I admire Lemonade, and its woke-up-like-this-meets-woke aesthetic certainly does plenty to empower women. I am not criticizing Beyoncé’s decision to display her full range of emotions regarding an all too common, all too painful human experience. But Beyoncé is not crazy; she is having a normal reaction to a hurtful betrayal. Between “jealous” and “crazy,” Beyoncé chooses crazy, but only because it feels like an act of resistance or the lesser of two evils, the one that assumes less vulnerability. But jealousy is a valid human emotion, and instead of embracing the catchall label of “crazy” placed upon us and trying to reclaim it by exaggerating its features, we should be trying to clarify the difference between “being insane” and “expressing feelings.” Women should not have to censor their emotional behavior for fear of being called ‘crazy,’ and the first step towards changing this pattern is properly labeling this type of behavior.

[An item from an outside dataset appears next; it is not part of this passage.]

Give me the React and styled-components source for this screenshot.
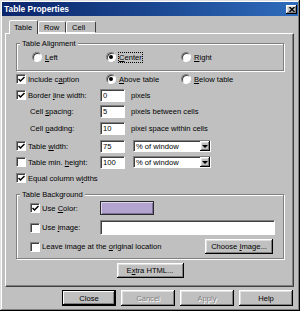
import React from "react";
import styled, { createGlobalStyle, css } from "styled-components";

const GlobalStyle = createGlobalStyle`
  html, body {
    margin: 0;
    padding: 0;
    background: #c0c0c0;
  }
  body {
    font-family: "Liberation Sans", Arial, sans-serif;
    font-size: 7.6px;
    color: #000;
  }
`;

const raised = css`
  box-shadow: inset -1px -1px 0 #000, inset 1px 1px 0 #fff,
    inset -2px -2px 0 #808080, inset 2px 2px 0 #dfdfdf;
`;

const sunken = css`
  border: 1px solid;
  border-color: #808080 #fff #fff #808080;
  box-shadow: inset 1px 1px 0 #404040;
  background: #fff;
`;

const Window = styled.div`
  width: 300px;
  height: 311px;
  box-sizing: border-box;
  padding: 2px;
  background: #c0c0c0;
  box-shadow: inset -1px -1px 0 #000, inset 1px 1px 0 #dfdfdf,
    inset -2px -2px 0 #808080, inset 2px 2px 0 #fff;
  display: flex;
  flex-direction: column;
`;

const TitleBar = styled.div`
  height: 14px;
  display: flex;
  align-items: center;
  justify-content: space-between;
  padding: 0 1px 0 2px;
  background: linear-gradient(90deg, #0a246a 0%, #1c4a94 55%, #2f6cbc 100%);
  color: #fff;
  font-weight: bold;
  font-size: 8.4px;
`;

const CloseBtn = styled.div`
  width: 11px;
  height: 9px;
  background: #c0c0c0;
  ${raised};
  display: flex;
  align-items: center;
  justify-content: center;
`;

const Body = styled.div`
  padding: 3px 4px 0 3px;
  display: flex;
  flex-direction: column;
`;

const Tabs = styled.div`
  display: flex;
  align-items: flex-end;
  height: 14px;
  padding-left: 4px;
  position: relative;
  z-index: 1;
`;

const Tab = styled.div`
  width: ${(p) => p.$w}px;
  height: ${(p) => (p.$active ? 14 : 12)}px;
  box-sizing: border-box;
  border: 1px solid;
  border-bottom: none;
  border-color: #fff #404040 transparent #fff;
  border-radius: 2px 2px 0 0;
  background: #c0c0c0;
  padding: ${(p) => (p.$active ? "2px 0 0 4px" : "1px 0 0 5px")};
  margin-bottom: ${(p) => (p.$active ? -1 : 0)}px;
  ${(p) =>
    !p.$active &&
    css`
      border-bottom: 1px solid #fff;
    `}
`;

const Panel = styled.div`
  height: 254px;
  box-sizing: border-box;
  border: 1px solid;
  border-color: #fff #404040 #404040 #fff;
  box-shadow: inset -1px -1px 0 #808080;
  padding: 3px 9px 0 10px;
  display: flex;
  flex-direction: column;
`;

const Group = styled.fieldset`
  margin: ${(p) => p.$mt || 0}px 0 0 0;
  padding: 0 0 ${(p) => p.$pb || 0}px 0;
  width: 268px;
  box-sizing: border-box;
  min-width: 0;
  border: 1px solid #808080;
  box-shadow: 1px 1px 0 #fff, inset 1px 1px 0 #fff;
`;

const Legend = styled.legend`
  margin-left: 3px;
  padding: 0 2px;
  line-height: 13px;
  background: #c0c0c0;
`;

const Row = styled.div`
  display: flex;
  align-items: center;
  height: ${(p) => p.$h || 14}px;
  margin-top: ${(p) => p.$mt || 0}px;
  justify-content: ${(p) => p.$justify || "flex-start"};
`;

const Lead = styled.div`
  flex: none;
  width: ${(p) => p.$w}px;
  display: flex;
  align-items: center;
  padding-left: ${(p) => p.$pl || 0}px;
  box-sizing: border-box;
`;

const Box = styled.span`
  flex: none;
  width: 10px;
  height: 10px;
  box-sizing: border-box;
  ${sunken};
  display: inline-flex;
  align-items: center;
  justify-content: center;
  margin-right: 2px;
`;

const Circle = styled.span`
  flex: none;
  width: 10px;
  height: 10px;
  box-sizing: border-box;
  border-radius: 50%;
  ${sunken};
  display: inline-flex;
  align-items: center;
  justify-content: center;
  margin-right: 3px;
  &::after {
    content: "";
    width: 4px;
    height: 4px;
    border-radius: 50%;
    background: ${(p) => (p.$on ? "#000" : "transparent")};
  }
`;

const Key = styled.span`
  text-decoration: underline;
`;

const Focus = styled.span`
  outline: 1px dotted #000;
  outline-offset: 0;
`;

const Field = styled.div`
  flex: none;
  width: ${(p) => p.$w}px;
  height: ${(p) => p.$h || 13}px;
  box-sizing: border-box;
  ${sunken};
  padding-left: 2px;
  display: flex;
  align-items: center;
`;

const Suffix = styled.span`
  margin-left: ${(p) => p.$ml || 6}px;
`;

const Select = styled.div`
  flex: none;
  width: 78px;
  height: 12px;
  margin-left: 8px;
  box-sizing: border-box;
  ${sunken};
  display: flex;
  align-items: center;
  padding-left: 2px;
  justify-content: space-between;
`;

const DropBtn = styled.span`
  width: 10px;
  height: 10px;
  background: #c0c0c0;
  ${raised};
  display: flex;
  align-items: center;
  justify-content: center;
`;

const Swatch = styled.div`
  flex: none;
  width: 54px;
  height: 14px;
  box-sizing: border-box;
  border: 1px solid #2a2a2a;
  background: #b3a3cf;
  box-shadow: inset 1px 1px 0 #ddd4ec, inset -1px -1px 0 #7e6e9e;
`;

const Button = styled.div`
  flex: none;
  width: ${(p) => p.$w}px;
  height: ${(p) => p.$h || 16}px;
  box-sizing: border-box;
  background: #c0c0c0;
  ${raised};
  display: flex;
  align-items: center;
  justify-content: center;
  ${(p) =>
    p.$default &&
    css`
      border: 1px solid #000;
      box-shadow: inset -1px -1px 0 #000, inset 1px 1px 0 #fff,
        inset -2px -2px 0 #808080;
    `}
  ${(p) =>
    p.$disabled &&
    css`
      color: #808080;
      text-shadow: 1px 1px 0 #fff;
    `}
`;

const Footer = styled.div`
  display: flex;
  justify-content: flex-end;
  gap: 5px;
  margin-top: 3px;
  padding-right: 1px;
`;

function Check({ on }) {
  return (
    <Box>
      {on && (
        <svg width="7" height="7" viewBox="0 0 7 7">
          <path d="M0.5 3 L2.5 5 L6.5 1" fill="none" stroke="#000" strokeWidth="1.5" />
        </svg>
      )}
    </Box>
  );
}

function Drop() {
  return (
    <Select>
      <span>% of window</span>
      <DropBtn>
        <svg width="6" height="5" viewBox="0 0 6 5">
          <path d="M0 1 H6 L3 4 Z" fill="#000" />
        </svg>
      </DropBtn>
    </Select>
  );
}

export default function App() {
  return (
    <Window>
      <GlobalStyle />
      <TitleBar>
        <span>Table Properties</span>
        <CloseBtn>
          <svg width="6" height="5" viewBox="0 0 6 5">
            <path d="M0.5 0 L5.5 5 M5.5 0 L0.5 5" stroke="#000" strokeWidth="1.4" />
          </svg>
        </CloseBtn>
      </TitleBar>
      <Body>
        <Tabs>
          <Tab $active $w={29}>Table</Tab>
          <Tab $w={28}>Row</Tab>
          <Tab $w={30}>Cell</Tab>
        </Tabs>
        <Panel>
          <Group $pb={6}>
            <Legend>Table Alignment</Legend>
            <Row>
              <Lead $w={89} $pl={15}>
                <Circle />
                <span><Key>L</Key>eft</span>
              </Lead>
              <Lead $w={75}>
                <Circle $on />
                <Focus><Key>C</Key>enter</Focus>
              </Lead>
              <Lead $w={80}>
                <Circle />
                <span><Key>R</Key>ight</span>
              </Lead>
            </Row>
          </Group>

          <Row $mt={1}>
            <Lead $w={90}>
              <Check on />
              <span>Include c<Key>a</Key>ption</span>
            </Lead>
            <Lead $w={75}>
              <Circle $on />
              <span><Key>A</Key>bove table</span>
            </Lead>
            <Lead $w={80}>
              <Circle />
              <span><Key>B</Key>elow table</span>
            </Lead>
          </Row>

          <Row $mt={2}>
            <Lead $w={84}>
              <Check on />
              <span>Border <Key>l</Key>ine width:</span>
            </Lead>
            <Field $w={25}>0</Field>
            <Suffix>pixels</Suffix>
          </Row>

          <Row $mt={2}>
            <Lead $w={84} $pl={14}>
              <span>Cell <Key>s</Key>pacing:</span>
            </Lead>
            <Field $w={25}>5</Field>
            <Suffix>pixels between cells</Suffix>
          </Row>

          <Row $mt={3}>
            <Lead $w={84} $pl={14}>
              <span>Cell <Key>p</Key>adding:</span>
            </Lead>
            <Field $w={25}>10</Field>
            <Suffix>pixel space within cells</Suffix>
          </Row>

          <Row $mt={4}>
            <Lead $w={84}>
              <Check on />
              <span>Table <Key>w</Key>idth:</span>
            </Lead>
            <Field $w={25}>75</Field>
            <Drop />
          </Row>

          <Row $mt={2}>
            <Lead $w={84}>
              <Check />
              <span>Table min. <Key>h</Key>eight:</span>
            </Lead>
            <Field $w={25}>100</Field>
            <Drop />
          </Row>

          <Row $mt={2}>
            <Lead $w={150}>
              <Check on />
              <span>Equal column w<Key>i</Key>dths</span>
            </Lead>
          </Row>

          <Group $mt={3} $pb={4}>
            <Legend>Table Background</Legend>
            <Row>
              <Lead $w={83} $pl={13}>
                <Check on />
                <span>Use <Key>C</Key>olor:</span>
              </Lead>
              <Swatch />
            </Row>
            <Row $mt={5} $h={15}>
              <Lead $w={83} $pl={13}>
                <Check />
                <span>Use <Key>i</Key>mage:</span>
              </Lead>
              <Field $w={175} $h={15} />
            </Row>
            <Row $mt={4} $h={15}>
              <Lead $w={188} $pl={13}>
                <Check />
                <span>Leave image at the <Key>o</Key>riginal location</span>
              </Lead>
              <Button $w={68} $h={15}>
                <span>Choose <Key>I</Key>mage...</span>
              </Button>
            </Row>
          </Group>

          <Row $mt={4} $h={15} $justify="center">
            <Button $w={67} $h={15}>
              <span>E<Key>x</Key>tra HTML...</span>
            </Button>
          </Row>
        </Panel>
        <Footer>
          <Button $w={54} $default>Close</Button>
          <Button $w={54} $disabled>Cancel</Button>
          <Button $w={54} $disabled>Apply</Button>
          <Button $w={54}>Help</Button>
        </Footer>
      </Body>
    </Window>
  );
}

In the film Mean Girls, Tina Fey’s character tells her female high school students “You have got to stop calling each other sluts and whores. It just makes it okay for guys to call you sluts and whores,” and I worry the same thing is happening when, as women, we call ourselves (and each other) crazy. We are trying to take ownership of something that has oppressed us by claiming it for ourselves, but in doing so we are only ensuring that the notion of women as crazy remains, like Beyoncé, a preternaturally relevant element of the zeitgeist.